AN amusing aspect of politics is the need to say one thing to get into office and then, once elected, say quite the opposite. Or, as it's known in Hawaii, the Ben Cayetano Syndrome.
Problem of having
a budget surplus
The governor, true Democrat that he is, has always been blatant about seeking union support.
In both the 1994 and 1998 gubernatorial elections, he was especially attentive to kingmakers like the Hawaii Government Employees Association -- a formidable sign-waving, neighborhood-canvassing, vote-stirring bunch. The HGEA helped vault Cayetano into power and he knew it.
During his first term, Cayetano was too busy dealing with a hefty budget deficit to appease HGEA members. So when they started squawking about overdue raises, Cayetano humored them by saying -- while he'd like to, he'd really like to -- there just wasn't enough moolah in state coffers to accommodate everybody.
During the highly contested 1998 campaign, Cayetano again turned to the HGEA. He warned that a Republican administration would slash government jobs and push privatization.
Scared as heck, public workers rode to the rescue once more -- resulting in the incumbent eking out a win.
Comfortably re-ensconced in office, Cayetano did what he'd always wanted to do: establish his legacy as an architect of change.
He began leading the charge for much-needed civil service reform because, as we all know, government must get smaller and more efficient, especially when money is tight.
Unfortunately, Cayetano underestimated both the influence of the unions and an arbitration panel's award of some very nice raises to HGEA members.
Still, there was always the safety net that a ceaseless recession might forestall the actual doling out of these pay hikes, at least in Cayetano's mind.
Everything changed this week. Thanks to a recovering economy, state officials are now predicting a budget surplus estimated at $250 million or about 60 percent more than was forecast in January.
Right on cue, HGEA chief Russell Okata piped up that any extra money should be used for the already arbitrated raises for his members. He calculated the amount needed at $111 million for the four-year contract.
All eyes now turn to Governor Cayetano. For so long, he's been saying that -- if only the millions were available -- he'd be thrilled to come up well-deserved pay raises for hard-working government workers.

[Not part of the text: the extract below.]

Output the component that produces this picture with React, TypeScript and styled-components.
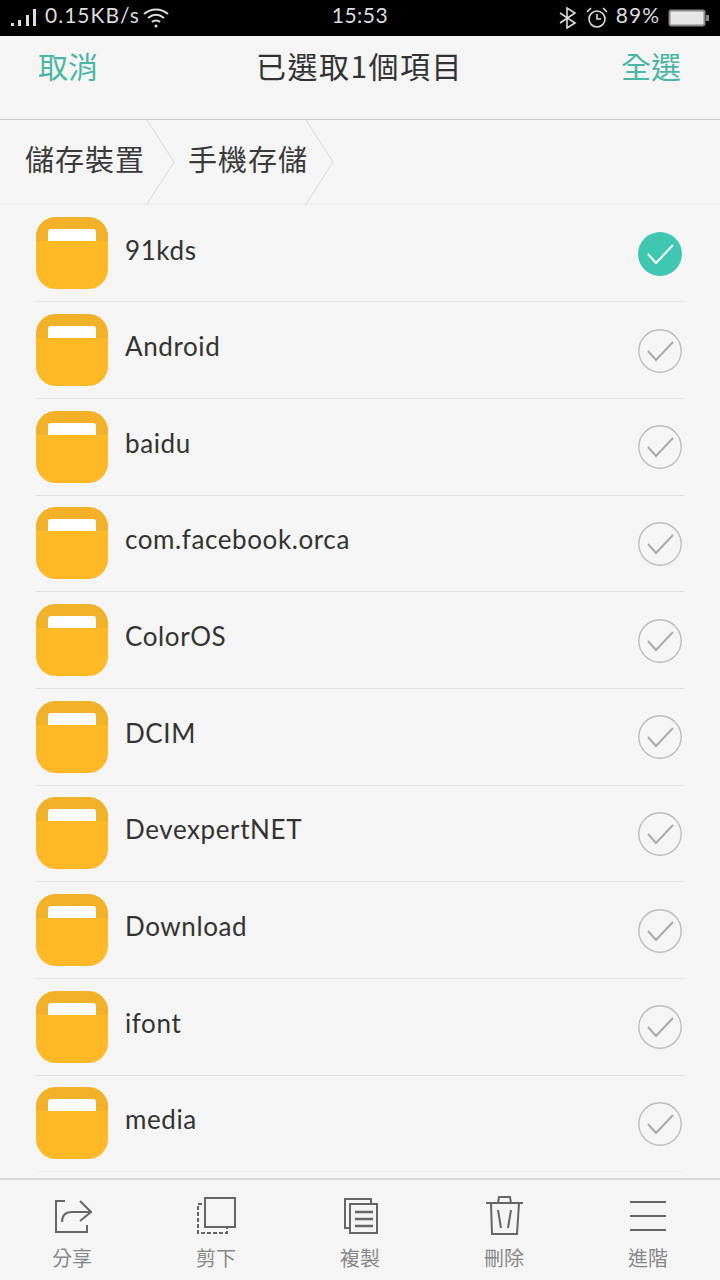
import React from 'react'
import styled, { createGlobalStyle } from 'styled-components'

const GlobalStyle = createGlobalStyle`
  html, body {
    margin: 0;
    padding: 0;
    background: #f5f5f5;
  }
  * {
    box-sizing: border-box;
  }
`

const FONT = `"Noto Sans CJK TC", "Noto Sans", sans-serif`

const Page = styled.div`
  width: 720px;
  height: 1280px;
  display: flex;
  flex-direction: column;
  overflow: hidden;
  background: #f5f5f5;
  font-family: ${FONT};
  color: #333;
`

const StatusBar = styled.div`
  height: 36px;
  flex: none;
  background: #000;
  color: #ddd;
  display: grid;
  grid-template-columns: 1fr auto 1fr;
  align-items: center;
  padding: 0 10px 0 10px;
  font-family: "Lato", sans-serif;
  font-size: 21px;
`

const StatusLeft = styled.div`
  display: flex;
  align-items: center;
  gap: 7px;
`

const WifiIcon = styled.svg`
  margin-left: -4px;
`

const StatusRight = styled.div`
  display: flex;
  align-items: center;
  justify-content: flex-end;
  gap: 8px;
`

const StatusText = styled.span<{ $spacing?: number }>`
  letter-spacing: ${p => p.$spacing ?? 1}px;
  line-height: 30px;
  margin-bottom: 6px;
`

const Header = styled.div`
  height: 84px;
  flex: none;
  border-bottom: 1px solid #c9c9c9;
  display: flex;
  justify-content: space-between;
  align-items: flex-start;
  padding: 6px 39px 0 38px;
`

const HeaderAction = styled.div`
  font-size: 30px;
  line-height: 46px;
  color: #4cb6a4;
`

const HeaderTitle = styled.div`
  font-size: 30px;
  line-height: 46px;
  letter-spacing: 1.5px;
  color: #333;
`

const Breadcrumbs = styled.div`
  height: 85px;
  flex: none;
  display: flex;
  align-items: stretch;
  padding-left: 25px;
  border-bottom: 2px solid #efefef;
`

const Crumb = styled.div`
  display: flex;
  align-items: stretch;
  margin-right: 13px;
`

const CrumbLabel = styled.div<{ $width: number }>`
  width: ${p => p.$width}px;
  font-size: 29px;
  line-height: 76px;
  letter-spacing: 1px;
  white-space: nowrap;
  color: #3a3a3a;
`

const List = styled.div`
  flex: 1;
  min-height: 0;
  overflow: hidden;
  padding: 0.7px 36px 0;
`

const Row = styled.div`
  height: 96.667px;
  display: flex;
  align-items: center;
  border-bottom: 1px solid #e2e2e2;

  &:last-child {
    border-bottom-color: #efefef;
  }
`

const FolderIcon = styled.svg`
  width: 72px;
  height: 72px;
  flex: none;
  margin-top: -0.4px;
`

const FileName = styled.div`
  flex: 1;
  margin: -8px 0 0 17px;
  font-family: "Lato", sans-serif;
  font-size: 26px;
  letter-spacing: 0.6px;
  color: #333;
`

const Check = styled.svg`
  width: 44px;
  height: 44px;
  flex: none;
  margin: 1px 2px 0 0;
`

const Toolbar = styled.div`
  height: 102px;
  flex: none;
  border-top: 2px solid #d8d8d8;
  display: grid;
  grid-template-columns: repeat(5, 144px);
`

const Tool = styled.div`
  display: flex;
  flex-direction: column;
  align-items: center;
  padding-top: 16px;
`

const ToolIcon = styled.svg`
  width: 40px;
  height: 40px;
  fill: none;
  stroke: #666;
  stroke-width: 2;
`

const ToolLabel = styled.div`
  margin-top: 7px;
  font-size: 20px;
  line-height: 30px;
  color: #888;
`

const FILES = [
  '91kds',
  'Android',
  'baidu',
  'com.facebook.orca',
  'ColorOS',
  'DCIM',
  'DevexpertNET',
  'Download',
  'ifont',
  'media',
]

const Folder = () => (
  <FolderIcon viewBox="0 0 72 72">
    <rect width="72" height="72" rx="20" fill="#ffb927" />
    <path d="M0 24V20A20 20 0 0 1 20 0H52A20 20 0 0 1 72 20V24Z" fill="#f1b22a" />
    <path d="M12 24V15a3 3 0 0 1 3-3H57a3 3 0 0 1 3 3V24Z" fill="#fff" />
  </FolderIcon>
)

const CheckMark = ({ checked }: { checked: boolean }) => (
  <Check viewBox="0 0 44 44">
    {checked ? (
      <>
        <circle cx="22" cy="22" r="22" fill="#3fc7b1" />
        <path d="M10 22L18 31L35 13" fill="none" stroke="#fff" strokeWidth="2" />
      </>
    ) : (
      <>
        <circle cx="22" cy="22" r="21.2" fill="none" stroke="#bdbdbd" strokeWidth="1.4" />
        <path d="M10 22L18 31L35 13" fill="none" stroke="#aaa" strokeWidth="2" />
      </>
    )}
  </Check>
)

const Chevron = () => (
  <svg width="28" height="84" viewBox="0 0 28 84" fill="none">
    <path d="M0 0L27 42L0 84" stroke="#d9d9d9" strokeWidth="1" />
  </svg>
)

const TOOLS = [
  {
    label: '分享',
    icon: (
      <>
        <path d="M13 5H4V36H35V29" />
        <path d="M10 26C10 20 13 16 20 16H39M28 5L39 16L28 25" />
      </>
    ),
  },
  {
    label: '剪下',
    icon: (
      <>
        <rect x="9" y="2" width="30" height="29" />
        <path d="M6 8H2V37H31V32" strokeDasharray="4 2" />
      </>
    ),
  },
  {
    label: '複製',
    icon: (
      <>
        <path d="M9 32H5V3H31V8" />
        <path d="M10 8H37V37H10Z" />
        <path d="M15 16H33M15 23H33M15 30H33" strokeWidth="2.5" />
      </>
    ),
  },
  {
    label: '刪除',
    icon: (
      <>
        <path d="M2 7H39" />
        <path d="M14 7L15 1H26L27 7" />
        <path d="M7 7L8 38H33L35 7" />
        <path d="M14 14L17 32M27 14L24 32" />
      </>
    ),
  },
  {
    label: '進階',
    icon: <path d="M2 6H38M2 20H38M2 34H38" />,
  },
]

export default function App() {
  return (
    <Page>
      <GlobalStyle />
      <StatusBar>
        <StatusLeft>
          <svg width="28" height="20" viewBox="0 0 28 20" fill="#ddd">
            <rect x="1" y="15" width="3" height="3" />
            <rect x="8" y="12" width="3" height="6" />
            <rect x="16" y="7" width="3" height="11" />
            <rect x="23" y="1" width="3" height="17" />
          </svg>
          <StatusText>0.15KB/s</StatusText>
          <WifiIcon width="26" height="22" viewBox="0 0 26 22" fill="none" stroke="#ddd" strokeWidth="2">
            <path d="M1 7C8 1 18 1 25 7M5 11C10 7 16 7 21 11M9 15C11 13 15 13 17 15" />
            <circle cx="13" cy="19" r="1.5" fill="#ddd" stroke="none" />
          </WifiIcon>
        </StatusLeft>
        <StatusText $spacing={0.5}>15:53</StatusText>
        <StatusRight>
          <svg width="20" height="22" viewBox="0 0 20 22" fill="none" stroke="#ddd" strokeWidth="1.6">
            <path d="M2 6L17 16L9 21V1L17 6L2 16" />
          </svg>
          <svg width="22" height="22" viewBox="0 0 22 22" fill="none" stroke="#ddd" strokeWidth="1.6">
            <circle cx="11" cy="12" r="8" />
            <path d="M11 7V12H15M1 5L5 1M21 5L17 1" />
          </svg>
          <StatusText $spacing={1}>89%</StatusText>
          <svg width="42" height="20" viewBox="0 0 42 20">
            <rect x="1.5" y="2.5" width="35" height="15" rx="2" fill="#e6e6e6" stroke="#8a8a8a" strokeWidth="2" />
            <rect x="38" y="7" width="3" height="6" fill="#8a8a8a" />
          </svg>
        </StatusRight>
      </StatusBar>
      <Header>
        <HeaderAction>取消</HeaderAction>
        <HeaderTitle>已選取1個項目</HeaderTitle>
        <HeaderAction>全選</HeaderAction>
      </Header>
      <Breadcrumbs>
        <Crumb>
          <CrumbLabel $width={122}>儲存裝置</CrumbLabel>
          <Chevron />
        </Crumb>
        <Crumb>
          <CrumbLabel $width={118}>手機存儲</CrumbLabel>
          <Chevron />
        </Crumb>
      </Breadcrumbs>
      <List>
        {FILES.map((name, i) => (
          <Row key={name}>
            <Folder />
            <FileName>{name}</FileName>
            <CheckMark checked={i === 0} />
          </Row>
        ))}
      </List>
      <Toolbar>
        {TOOLS.map(tool => (
          <Tool key={tool.label}>
            <ToolIcon viewBox="0 0 40 40">{tool.icon}</ToolIcon>
            <ToolLabel>{tool.label}</ToolLabel>
          </Tool>
        ))}
      </Toolbar>
    </Page>
  )
}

And now the windfall is here. Well?
According to Cayetano and his state budget director, there still isn't enough for sweeping pay raises for public employees, because if all state workers were given the same raise as in the HGEA settlement (who said this was necessary?), Hawaii would soon be back in the red.
Furthermore, Cayetano wants to use the extra money to reinstitute funding for current programs, and for other future and pending obligations like the Felix consent decree, his budget director said.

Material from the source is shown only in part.